The Obama administration seems to have settled upon the use of drones in both a force protection role and to disrupt terrorist plots by al-Qaeda being created in Pakistan’s tribal zones. In 2010, the CIA launched more than 100 drone attacks in Pakistan in attacks that killed hundreds of militants and a small number of civilians.8 Top al-Qaeda members have also been killed in drone strikes in PAKISTAN’s FATA zones.9 Gen. McChrystal was replaced in June 2010 by Gen. David Petraeus, who had previously commanded the “surge” offensive in Iraq (2007-9). Petraeus launched a more robust effort to rout Taliban insurgents, and commenced a policy of using special operations force contingents to engage in night raids on Taliban hideouts. While this policy was criticized by Afghan President Hamid Karzai, who feared it would lead many Afghans who were on the fence to join the Taliban, it has proven extremely effective in tactical terms.10
A second major component of Islamist activity in Afghanistan is al-Qaeda and the foreign jihadis that support it. Although the core of al-Qaeda is Arab, its ranks also include fighters from Uzbekistan,11 Turkey12 and Muslims of European descent,13 as well as other nationalities.14 Contrary to popular perception, no Chechens have been killed, captured or arrested in the Afghan theater of operations. These affiliated radicals cannot be easily distinguished from their counterparts in Pakistan (nor are all of them necessarily members of al-Qaeda “central”), and regularly utilize bases scattered throughout Pakistan’s Northwest Frontier Province to carry out raids into Afghanistan. While the Taliban have tried to minimize civilian casualties from suicide attacks, al-Qaeda and its allies are not known for such restraint, and are presumed to be responsible for the bloodier mass-casualty, Iraq-style suicide attacks that have occurred in the country since 2005.15 In addition, the org anization carried out one of the most successful penetration suicide attacks to date against the CIA in Khost on December 30, 2009.16 (During this operation, an al-Qaeda double agent who claimed to be working for the CIA set off a suicide bomb among a group of CIA agents, killing eight of them). However, while al-Qaeda and its allies might supply shock-troops and suicide bombers to the Taliban, their overall role in the fighting is minimal. Rather, al-Qaeda’s primary aid to the Taliban is in the form of sophisticated Internet and media propaganda.17
The third Islamist component is the Hizb-e-Islami of Gulbuddin Hekmatyar. Hekmatyar was an important commander in the anti-Soviet jihad, but during the 1992 civil war contributed significantly to the destruction of Afghanistan (especially Kabul), and fled to Iran in order to escape the Taliban in 1996. His base of support within Afghanistan collapsed, and although he returned in 2002 he has not been able to mobilize mass support since.18 Most of the fighters that belong to Hizb (there do not appear to be any authoritative numbers in this regard) operate in the north-eastern section of the country, close to the Pakistan border, and are ethnically Pashtuns.19 The principal division between Hizb and the larger Taliban resistance appears to be personal; as Hekmatyar was one of the major mujahideen warlords against whom the Taliban fought in 1992-6. As an old-style Afghani leader, he is not viewed as being very aggressive in his operations against the ISAF. However, Hizb does appear to be responsible for several assassination attempts against President Hamid Karzai in 2007 and again in 2008,20 as well as a number of rocket attacks. As of March 2010, Hekmatyar appeared to be conducting negotiations with the Karzai government.21
Located at the crossroads of the Middle East, Central Asia and South Asia, Afghanistan is divided by geography and ethnicity. The central section of the country is bisected by the Hindu Kush Mountains (impassable except through the Salang Pass), while the southern section is divided from Pakistan by the mountainous region of the Federally Administered Tribal Agencies, and consists of semi-mountainous and arid regions tapering into full desert along the Iranian border.
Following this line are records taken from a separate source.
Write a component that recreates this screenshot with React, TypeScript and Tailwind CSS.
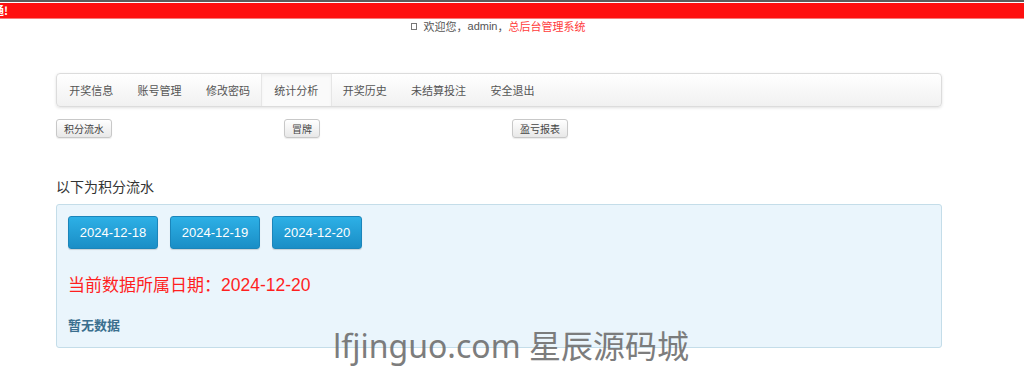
import React from "react";

const cjk = { fontFamily: '"Noto Sans CJK SC", "Liberation Sans", sans-serif' };
const arial = { fontFamily: '"Liberation Sans", "Noto Sans CJK SC", sans-serif' };

export default function App() {
  const nav = ["开奖信息", "账号管理", "修改密码", "统计分析", "开奖历史", "未结算投注", "安全退出"];
  return (
    <div className="relative w-[1024px] h-[385px] overflow-hidden bg-white" style={cjk}>
      {/* top bar */}
      <div className="h-[2px] bg-[#5c5c5c]" />
      <div className="h-[1px] bg-white" />
      <div className="h-[15px] bg-[#fe1010] overflow-hidden flex items-center">
        <div className="w-[8px] flex justify-end whitespace-nowrap text-[11px] leading-none font-bold text-white">
          欢迎访问系统，祝您使用畅通!
        </div>
      </div>
      <div className="h-[1px] bg-[#f87a7a]" />

      {/* welcome */}
      <div className="flex justify-center pr-[28px] h-[14px] items-center text-[11px] leading-none text-[#555]">
        <span className="inline-block w-[6px] h-[7px] border border-[#777] mr-[7px]" />
        <span>欢迎您，</span>
        <span style={arial}>admin</span>
        <span>，</span>
        <span className="text-[#ff3c3c]">总后台管理系统</span>
      </div>

      <div className="ml-[56px] w-[886px]">
        {/* navbar */}
        <div className="mt-[40px] h-[34px] rounded-[4px] border border-[#dcdcdc] bg-gradient-to-b from-white to-[#f1f1f1] shadow-[0_1px_3px_rgba(0,0,0,0.12)] flex items-stretch text-[11px] text-[#555]">
          {nav.map((n) => (
            <div
              key={n}
              className={
                "px-[12.2px] flex items-center " +
                (n === "统计分析" ? "bg-[#fafafa] border-x border-[#e6e6e6] shadow-[inset_0_2px_3px_rgba(0,0,0,0.04)] -mx-[1px]" : "")
              }
            >
              {n}
            </div>
          ))}
        </div>

        {/* small buttons */}
        <div className="mt-[12px] flex h-[19px] text-[10px] text-[#444]">
          <div className="w-[228px]">
            <button className="h-[19px] px-[7px] rounded-[3px] border border-[#c8c8c8] bg-gradient-to-b from-white to-[#e8e8e8] shadow-[0_1px_1px_rgba(0,0,0,0.08)] leading-none">积分流水</button>
          </div>
          <div className="w-[228px]">
            <button className="h-[19px] px-[7px] rounded-[3px] border border-[#c8c8c8] bg-gradient-to-b from-white to-[#e8e8e8] shadow-[0_1px_1px_rgba(0,0,0,0.08)] leading-none">冒牌</button>
          </div>
          <div className="w-[228px]">
            <button className="h-[19px] px-[7px] rounded-[3px] border border-[#c8c8c8] bg-gradient-to-b from-white to-[#e8e8e8] shadow-[0_1px_1px_rgba(0,0,0,0.08)] leading-none">盈亏报表</button>
          </div>
        </div>

        {/* title */}
        <div className="mt-[38px] text-[14px] leading-[20px] text-[#333]">以下为积分流水</div>

        {/* panel */}
        <div className="mt-[8px] h-[144px] rounded-[3px] border border-[#c4dde9] bg-[#eaf5fc] px-[11px] pt-[11px]">
          <div className="flex gap-[12px]">
            {["2024-12-18", "2024-12-19", "2024-12-20"].map((d) => (
              <button
                key={d}
                className="w-[90px] h-[33px] rounded-[3px] border border-[#1b85ba] bg-gradient-to-b from-[#2db0e6] to-[#1a8ec6] text-white text-[13px] shadow-[0_1px_1px_rgba(0,0,0,0.15)]"
                style={arial}
              >
                {d}
              </button>
            ))}
          </div>
          <div className="mt-[23px] text-[17px] leading-[24px] text-[#ff1f1f]">
            当前数据所属日期：<span className="text-[17.5px]" style={arial}>2024-12-20</span>
          </div>
          <div className="mt-[19px] text-[13px] font-bold text-[#3a6f8e] leading-[18px]">暂无数据</div>
        </div>
      </div>

      {/* watermark */}
      <div className="absolute left-[333px] top-[326px] text-[32px] leading-[40px] text-[#6f6f6f] opacity-90 whitespace-nowrap" style={{ fontFamily: '"Noto Sans", "Noto Sans CJK SC", sans-serif' }}>
        lfjinguo.com 星辰源码城
      </div>
    </div>
  );
}
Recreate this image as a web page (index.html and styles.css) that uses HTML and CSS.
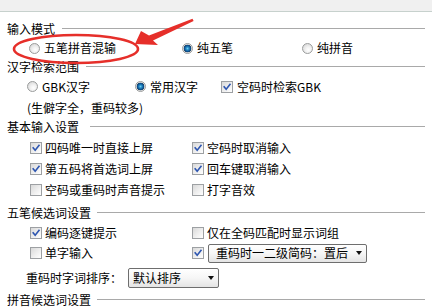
FILE: index.html
```html
<!DOCTYPE html>
<html lang="zh-CN">
<head>
<meta charset="utf-8">
<title>输入模式设置</title>
<link rel="stylesheet" href="styles.css">
</head>
<body>
<div class="top"></div>
<div class="panel">
  <div class="gtitle g1"><span>输入模式</span><i class="rule"></i></div>
  <div class="row mode">
    <label class="opt"><span class="radio"></span>五笔拼音混输</label>
    <label class="opt"><span class="radio on"></span>纯五笔</label>
    <label class="opt"><span class="radio"></span>纯拼音</label>
  </div>

  <div class="gtitle g2"><span>汉字检索范围</span><i class="rule"></i></div>
  <div class="row scope">
    <label class="opt"><span class="radio"></span>GBK汉字</label>
    <label class="opt"><span class="radio on"></span>常用汉字</label>
    <label class="opt cbopt"><span class="cb on"><svg viewBox="0 0 12 12"><path d="M2.6 5.8 L5 8.6 L9.6 2.8"/></svg></span>空码时检索GBK</label>
  </div>
  <div class="note">(生僻字全，重码较多)</div>

  <div class="gtitle g3"><span>基本输入设置</span><i class="rule"></i></div>
  <div class="grid basic">
    <label class="opt"><span class="cb on"><svg viewBox="0 0 12 12"><path d="M2.6 5.8 L5 8.6 L9.6 2.8"/></svg></span>四码唯一时直接上屏</label>
    <label class="opt"><span class="cb on"><svg viewBox="0 0 12 12"><path d="M2.6 5.8 L5 8.6 L9.6 2.8"/></svg></span>空码时取消输入</label>
    <label class="opt"><span class="cb on"><svg viewBox="0 0 12 12"><path d="M2.6 5.8 L5 8.6 L9.6 2.8"/></svg></span>第五码将首选词上屏</label>
    <label class="opt"><span class="cb on"><svg viewBox="0 0 12 12"><path d="M2.6 5.8 L5 8.6 L9.6 2.8"/></svg></span>回车键取消输入</label>
    <label class="opt"><span class="cb"></span>空码或重码时声音提示</label>
    <label class="opt"><span class="cb"></span>打字音效</label>
  </div>

  <div class="gtitle g4"><span>五笔候选词设置</span><i class="rule"></i></div>
  <div class="grid wubi">
    <label class="opt"><span class="cb on"><svg viewBox="0 0 12 12"><path d="M2.6 5.8 L5 8.6 L9.6 2.8"/></svg></span>编码逐键提示</label>
    <label class="opt"><span class="cb"></span>仅在全码匹配时显示词组</label>
    <label class="opt"><span class="cb"></span>单字输入</label>
    <div class="opt"><span class="cb on"><svg viewBox="0 0 12 12"><path d="M2.6 5.8 L5 8.6 L9.6 2.8"/></svg></span><span class="select wide"><span class="stext">重码时一二级简码：置后</span><span class="arrow"></span></span></div>
  </div>
  <div class="row sort">
    <span class="label">重码时字词排序：</span>
    <span class="select narrow"><span class="stext">默认排序</span><span class="arrow"></span></span>
  </div>

  <div class="gtitle g5"><span>拼音候选词设置</span><i class="rule"></i></div>
</div>

<svg class="annot" width="432" height="307" viewBox="0 0 432 307">
  <ellipse cx="76" cy="49" rx="62" ry="14" fill="none" stroke="#e62f2a" stroke-width="2.6"/>
  <polygon fill="#e62f2a" points="135,44 141,31 149,35.5 192.5,18.8 193.6,21 153,40.5 158,45"/>
</svg>
</body>
</html>
```

FILE: styles.css
```css
html, body {
  margin: 0;
  padding: 0;
}
body {
  width: 432px;
  height: 307px;
  overflow: hidden;
  position: relative;
  background: #ffffff;
  font-family: "Noto Sans CJK SC", "Noto Sans", sans-serif;
  font-size: 12px;
  line-height: 1;
  color: #000;
}
.top {
  height: 11px;
  background: #f0f0f0;
  border-bottom: 1px solid #c7d1cd;
}
.panel {
  padding: 7px 7px 0 7px;
}
.gtitle {
  display: flex;
  align-items: center;
  height: 20px;
}
.gtitle span {
  white-space: nowrap;
}
.gtitle .rule {
  flex: 1;
  height: 0;
  border-top: 1px solid #a9a9a9;
  margin-left: 7px;
  margin-top: -1px;
}
.g3 .rule { margin-left: 11px; }
.g4 .rule, .g5 .rule { margin-left: 6px; }

.row {
  display: flex;
  align-items: center;
}
.opt {
  display: flex;
  align-items: center;
  white-space: nowrap;
}

.radio {
  width: 11px;
  height: 11px;
  box-sizing: border-box;
  border-radius: 50%;
  border: 1px solid #9a9c9c;
  background: radial-gradient(circle at 60% 65%, #ffffff 0, #f2f2f2 35%, #cfcfcf 100%);
  margin-right: 4px;
  flex: none;
}
.radio.on {
  background: radial-gradient(circle at 50% 50%, #6fd0f0 0, #2a8fc8 1.4px, #0b4f8f 3px, #1f4c70 3.6px, #d8d8d8 4.1px, #f4f4f4 5px);
}

.cb {
  width: 12px;
  height: 12px;
  box-sizing: border-box;
  border: 1px solid #9da0a3;
  background: linear-gradient(135deg, #d9d9d9 0%, #efefef 55%, #ffffff 100%);
  margin-right: 3px;
  flex: none;
  display: flex;
}
.cb svg {
  width: 10px;
  height: 10px;
}
.cb svg path {
  fill: none;
  stroke: #2e56b0;
  stroke-width: 1.9;
  stroke-linecap: square;
}

.mode {
  height: 18px;
  padding-left: 22px;
}
.mode .opt:nth-child(1) { width: 153px; }
.mode .opt:nth-child(2) { width: 120px; }

.g2 { height: 20px; }
.scope {
  height: 19px;
  padding-left: 20px;
}
.scope .opt:nth-child(1) { width: 108px; }
.scope .opt:nth-child(2) { width: 86px; }
.scope .cbopt .cb { margin-right: 4px; }

.note {
  height: 21px;
  display: flex;
  align-items: center;
  padding-left: 20px;
  padding-top: 2px;
  box-sizing: border-box;
}

.grid {
  display: grid;
  grid-template-columns: 162px auto;
  padding-left: 23px;
}
.basic {
  grid-auto-rows: 21px;
}
.basic .opt, .wubi .opt {
  height: 100%;
}
.g4 { margin-top: 3px; }
.wubi {
  grid-auto-rows: 20px;
}

.select {
  display: flex;
  align-items: center;
  box-sizing: border-box;
  border: 1px solid #6e6e6e;
  border-radius: 2px;
  background: linear-gradient(#ffffff 0%, #f6f6f6 50%, #e4e4e4 100%);
}
.select .stext {
  flex: 1;
  padding-left: 4px;
  white-space: nowrap;
}
.select .arrow {
  width: 0;
  height: 0;
  border-left: 3.5px solid transparent;
  border-right: 3.5px solid transparent;
  border-top: 4px solid #111;
  margin-right: 4px;
}
.wide {
  width: 159px;
  height: 19px;
  margin-left: 1px;
}
.wide .stext { padding-left: 7px; }

.sort {
  height: 24px;
  margin-top: 3px;
  padding-left: 19px;
}
.sort .label {
  width: 102px;
  white-space: nowrap;
}
.narrow {
  width: 91px;
  height: 20px;
}

.g5 { height: 19px; }

.annot {
  position: absolute;
  left: 0;
  top: 0;
  pointer-events: none;
}
```
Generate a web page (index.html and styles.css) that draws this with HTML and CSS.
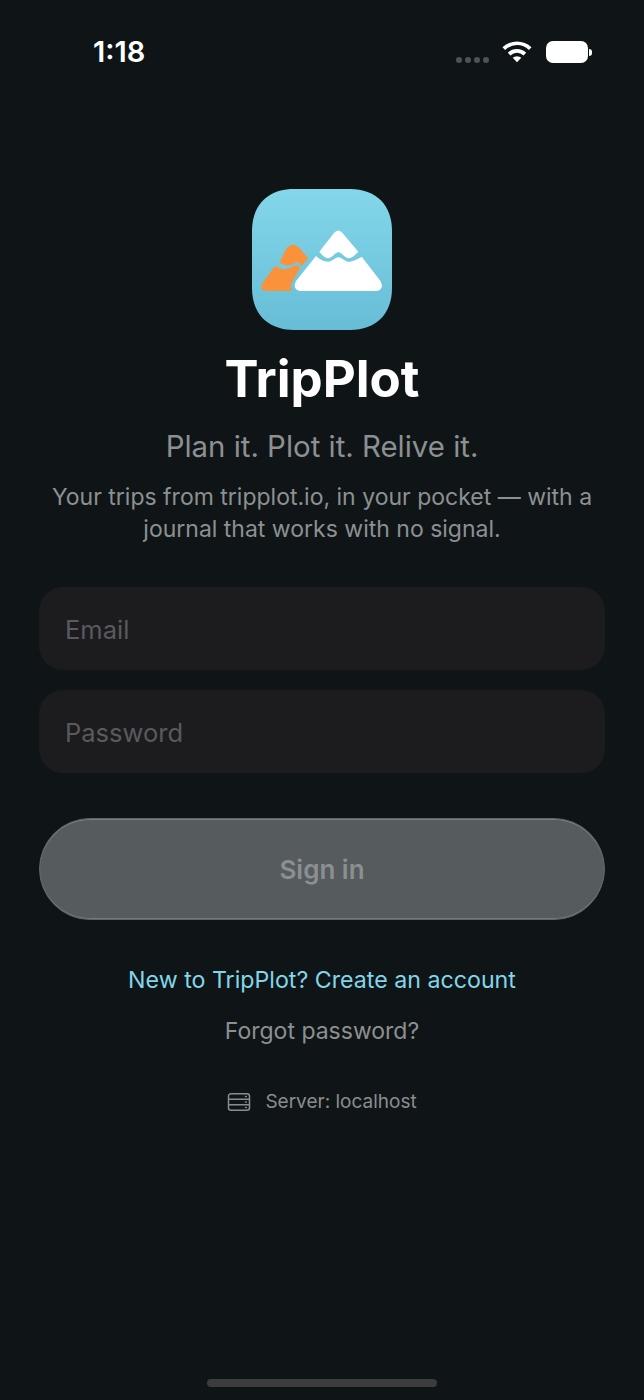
FILE: index.html
```html
<!DOCTYPE html>
<html lang="en">
<head>
    <meta charset="UTF-8">
    <meta name="viewport" content="width=device-width, initial-scale=1.0">
    <title>TripPlot</title>
    <link rel="stylesheet" href="styles.css">
</head>
<body>
    <div class="status-bar">
        <span class="time">1:18</span>
        <div class="status-icons">
            <div class="signal"><i></i><i></i><i></i><i></i></div>
            <svg class="wifi" width="32" height="24" viewBox="0 0 32 24">
                <path d="M1.5 8.2a21 21 0 0 1 29 0l-2.6 2.7a17.2 17.2 0 0 0-23.800 0z" fill="#fff"/>
                <path d="M6.800 13.700a13.400 13.400 0 0 1 18.400 0l-2.700 2.700a9.600 9.600 0 0 0-13 0z" fill="#fff"/>
                <path d="M11.700 18.800a6.400 6.400 0 0 1 8.600 0L16 23.200z" fill="#fff"/>
            </svg>
            <div class="battery"><div class="battery-body"></div><div class="battery-cap"></div></div>
        </div>
    </div>

    <main class="login">
        <svg class="app-icon" width="140" height="141" viewBox="0 0 140 141">
            <defs>
                <linearGradient id="iconSky" x1="0" y1="0" x2="0" y2="1">
                    <stop offset="0" stop-color="#84d7ea"/>
                    <stop offset="1" stop-color="#66bdd6"/>
                </linearGradient>
            </defs>
            <path d="M42 0H98C124 0 140 16 140 42V99C140 125 124 141 98 141H42C16 141 0 125 0 99V42C0 16 16 0 42 0Z" fill="url(#iconSky)"/>
            <!-- orange back mountain -->
            <path d="M34.500 59Q41 52.500 47.500 59L56.300 69.300L48.700 77.700Q48 72.500 44 73.500Q40 76.500 35.500 76.500Q31 76 27.300 73.700z" fill="#f9923a"/>
            <path d="M23 77Q28 80.500 33 80.300Q38 79.500 43 76.500Q47 75.500 48 79.300L40.500 92Q37.500 97 39.700 102H14Q7 101 10.500 94z" fill="#f9923a"/>
            <!-- white front mountain -->
            <path d="M82 44Q86.300 39 90.500 44L106.300 62.700C103 66 100 69.300 96.300 69.300C93 69.300 90 63.300 86.300 63.300C83 63.300 80 69.300 76.300 69.300C73 69.300 70 66 67.300 62.700z" fill="#fff"/>
            <path d="M64 67C67 70 72 72.700 76.300 72.700C80 72.700 83 68.300 86.300 68.300C90 68.300 93 72.700 96.300 72.700C101 72.700 106 70 109.700 67.700L128.500 92Q132.500 100 125 102H48Q40 100 44 92z" fill="#fff"/>
        </svg>
        <h1 class="app-name">TripPlot</h1>
        <p class="tagline">Plan it. Plot it. Relive it.</p>
        <p class="intro">Your trips from tripplot.io, in your pocket — with a journal that works with no signal.</p>

        <form class="login-form">
            <input class="field" type="email" placeholder="Email">
            <input class="field" type="password" placeholder="Password">
            <button class="sign-in" type="button" disabled>Sign in</button>
        </form>

        <a class="create-link" href="#">New to TripPlot? Create an account</a>
        <a class="forgot-link" href="#">Forgot password?</a>

        <div class="server">
            <svg width="24" height="20" viewBox="0 0 24 20" fill="none" stroke="#8a8d8f" stroke-width="1.500">
                <rect x="1.500" y="1.800" width="21" height="16.400" rx="2.500"/>
                <path d="M1.500 7.300h21M1.500 12.700h21"/>
                <path d="M18.500 4.500h.8M18.500 10h.8M18.500 15.500h.8" stroke-linecap="round"/>
            </svg>
            <span>Server: localhost</span>
        </div>
    </main>

    <div class="home-bar"></div>
</body>
</html>
```

FILE: styles.css
```css
* {
    box-sizing: border-box;
}
html, body {
    height: 100%;
}
body {
    font-family: Inter, "Liberation Sans", sans-serif;
    margin: 0;
    height: 1400px;
    overflow: hidden;
    background-color: #0f1516;
    display: flex;
    flex-direction: column;
}
.status-bar {
    height: 104px;
    padding: 34px 52px 0 93px;
    display: flex;
    justify-content: space-between;
    align-items: flex-start;
    color: #fff;
}
.time {
    font-size: 29px;
    font-weight: 600;
    line-height: 36px;
}
.status-icons {
    display: flex;
    align-items: center;
    gap: 12px;
    height: 36px;
}
.signal {
    display: flex;
    gap: 3px;
    margin-top: 16px;
}
.signal i {
    width: 6px;
    height: 6px;
    border-radius: 50%;
    background-color: #4f5354;
}
.wifi {
    margin-bottom: 2px;
}
.battery {
    display: flex;
    align-items: center;
    gap: 1px;
    margin-left: 1px;
}
.battery-body {
    width: 42px;
    height: 22px;
    background-color: #fff;
    border-radius: 7px;
}
.battery-cap {
    width: 3px;
    height: 7px;
    background-color: #fff;
    border-radius: 0 3px 3px 0;
}
.login {
    flex: 1;
    padding: 85px 39px 0;
    display: flex;
    flex-direction: column;
    align-items: center;
}
.app-icon {
    flex: none;
}
.app-name {
    margin: 18px 0 0;
    font-size: 51px;
    line-height: 62px;
    font-weight: 700;
    color: #fff;
}
.tagline {
    margin: 19px 0 0;
    font-size: 29.400px;
    line-height: 36px;
    color: #8d9092;
}
.intro {
    margin: 16px 0 0;
    width: 566px;
    font-size: 23px;
    line-height: 32px;
    text-align: center;
    color: #8d9092;
}
.login-form {
    width: 100%;
    margin-top: 42px;
    display: flex;
    flex-direction: column;
    gap: 20px;
}
.field {
    height: 83px;
    width: 100%;
    padding: 1px 26px 0;
    border: none;
    border-radius: 24px;
    background-color: #1c1c1e;
    font-family: inherit;
    font-size: 25.500px;
    color: #fff;
}
.field::placeholder {
    color: #59595e;
    opacity: 1;
}
.sign-in {
    height: 102px;
    width: 100%;
    margin-top: 25px;
    border: 1px solid #5e6365;
    border-radius: 51px;
    background-color: #565b5d;
    box-shadow: inset 0 1px 0 #7b8182, inset 0 -1px 0 #747a7b;
    font-family: inherit;
    font-size: 26px;
    font-weight: 600;
    color: #8a8f91;
}
.create-link {
    margin-top: 44px;
    font-size: 23.200px;
    line-height: 32px;
    color: #83d6ea;
    text-decoration: none;
}
.forgot-link {
    margin-top: 19px;
    font-size: 23px;
    line-height: 32px;
    color: #8d9092;
    text-decoration: none;
}
.server {
    margin-top: 43px;
    display: flex;
    align-items: center;
    gap: 14px;
    font-size: 19px;
    line-height: 24px;
    color: #8a8d8f;
}
.home-bar {
    position: absolute;
    left: 207px;
    bottom: 13px;
    width: 230px;
    height: 8px;
    border-radius: 4px;
    background-color: #3a3c3d;
}
```
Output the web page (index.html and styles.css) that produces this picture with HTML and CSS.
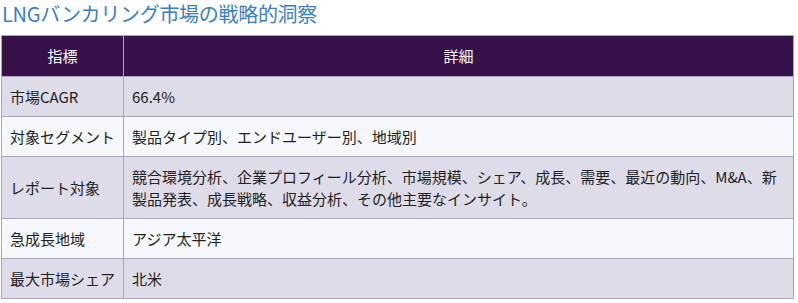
FILE: index.html
```html
<!DOCTYPE html>
<html lang="ja">
<head>
<meta charset="utf-8">
<link rel="stylesheet" href="styles.css">
</head>
<body>
<div class="wrap">
  <h2 class="title">LNGバンカリング市場の戦略的洞察</h2>
  <table class="insights">
    <thead>
      <tr><th class="c1">指標</th><th>詳細</th></tr>
    </thead>
    <tbody>
      <tr><td>市場CAGR</td><td>66.4%</td></tr>
      <tr><td>対象セグメント</td><td>製品タイプ別、エンドユーザー別、地域別</td></tr>
      <tr><td>レポート対象</td><td>競合環境分析、企業プロフィール分析、市場規模、シェア、成長、需要、最近の動向、M&amp;A、新製品発表、成長戦略、収益分析、その他主要なインサイト。</td></tr>
      <tr><td>急成長地域</td><td>アジア太平洋</td></tr>
      <tr><td>最大市場シェア</td><td>北米</td></tr>
    </tbody>
  </table>
</div>
</body>
</html>
```

FILE: styles.css
```css
html, body {
  margin: 0;
  padding: 0;
  background: #ffffff;
}
body {
  font-family: "Noto Sans CJK JP", "Noto Sans", sans-serif;
  color: #222222;
}
.wrap {
  padding: 0 4px 0 1px;
}
.title {
  margin: 0 0 8px 1px;
  font-size: 20px;
  font-weight: 400;
  line-height: 27px;
  color: #3a7fbf;
  letter-spacing: -0.3px;
}
.insights {
  width: 100%;
  border-collapse: collapse;
  font-size: 15px;
  border: 1px solid #aaa4c2;
}
.insights th, .insights td {
  border: 1px solid #aaa4c2;
  text-align: left;
  vertical-align: middle;
  line-height: 22px;
}
.insights th {
  background: #37124a;
  color: #ffffff;
  font-weight: 400;
  text-align: center;
  padding: 9px 8px 9px;
}
.insights .c1 {
  width: 105px;
}
.insights td {
  padding: 9px 8px 8px 8px;
}
.insights tbody tr:nth-child(odd) td {
  background: #dfdcea;
}
.insights tbody tr:nth-child(even) td {
  background: #f6f8fd;
}
.insights td:first-child {
  white-space: nowrap;
}
```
Ethnically, the Pashtuns comprise about 40 percent of the population (speaking Pashtu), located in the south and east along the Pakistani border, while Tajiks make up an additional 25-30 percent (speaking Dari, a dialect of Farsi) and are located in the north-east and along the Iranian border to the west. Significant other minorities include the Uzbeks (approximately 9 percent) located along the border with Uzbekistan to the north, and Hazaras (approximately 9 percent) located in the central mountainous region. A number of other minorities including Turkmen, Aimaks, Pashais, Kizil Bashis and Balochis, comprise the rest of the population.22
In general Sufism has had a central place in Afghani Muslim society. There are three major Sufi orders: the Naqshbandiyya (which tends to be closer to mainstream Sunnism), the Chishtiyya (associated with India) and the Qadiriyya (which is pan-Islamic). The Tajik population has traditionally had a close cultural relationship with the Sufi heritage of Persia (but not with its Shi'ite aspect), while the Pashtuns have been more influenced by the reformist Deobandi movements originating in India and Pakistan. For the most part Afghani cities had a semi-secular elite that was either pro-western in its orientation or pro-communist during the period prior to the rise of the Taliban in 1996.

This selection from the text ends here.